Cabinet member calls for troop withdrawal from Iraqi cities

A member of Iraq’s new cabinet said today he wanted to see US and British soldiers pull out of Baghdad and other major cities within six months.

Cabinet member calls for troop withdrawal from Iraqi cities

A member of Iraq’s new cabinet said today he wanted to see US and British soldiers pull out of Baghdad and other major cities within six months.

As more UK troops arrived in Iraq this weekend, electricity minister Ayham al-Samaraie said coalition forces should shrink away into the countryside by the beginning of next year and let the Iraqi army take over in urban areas.

Meanwhile Britain's Maj Gen Sir Patrick Cordingley, who commanded British troops in the first Gulf War, expressed concern that personnel were not being trained properly because forces were being stretched by peace-keeping demands.

Dr al-Samaraie, among the first ministers appointed to Iraq’s governing council last week, said: “I am looking to see everybody going out of the cities in a very short time.

“I am talking about the British and the American soldiers to go out of the cities in six months time and stay outside in certain places to protect the country, because the country has no soldiers to protect them.

“In three years or four years, probably we need the help, but the help would be going down and minimised to the limit when we have the Iraqi army established.

“And I think we are already in the process of putting that army together,” he told BBC1’s Breakfast With Frost.

Britain's Defence Secretary Geoff Hoon is expected to announce a new deployment of up to 3,000 troops this week.

Sir Patrick said there was now less time to train personnel because of the demands of keeping the peace in Iraq.

He told the same programme: “The trick of course is to have soldiers trained to be able to fight as they did in those first few weeks very successfully and then switching to this second operation, it is very difficult.
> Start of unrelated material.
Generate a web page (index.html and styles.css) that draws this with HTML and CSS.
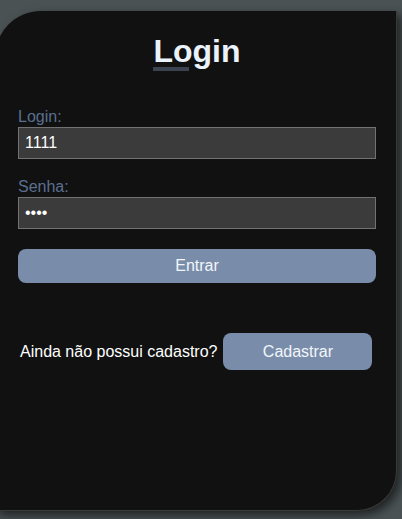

“The real problem that … the army has is actually keeping people trained for both these expertise, so that you can do it very quickly when it’s needed.

“The more people who get absorbed, I think there are something like 45,000 troops involved in operations at the moment, the less time you have to train them, and so you very soon get to a stage where your army isn’t trained properly, and that’s the real problem.”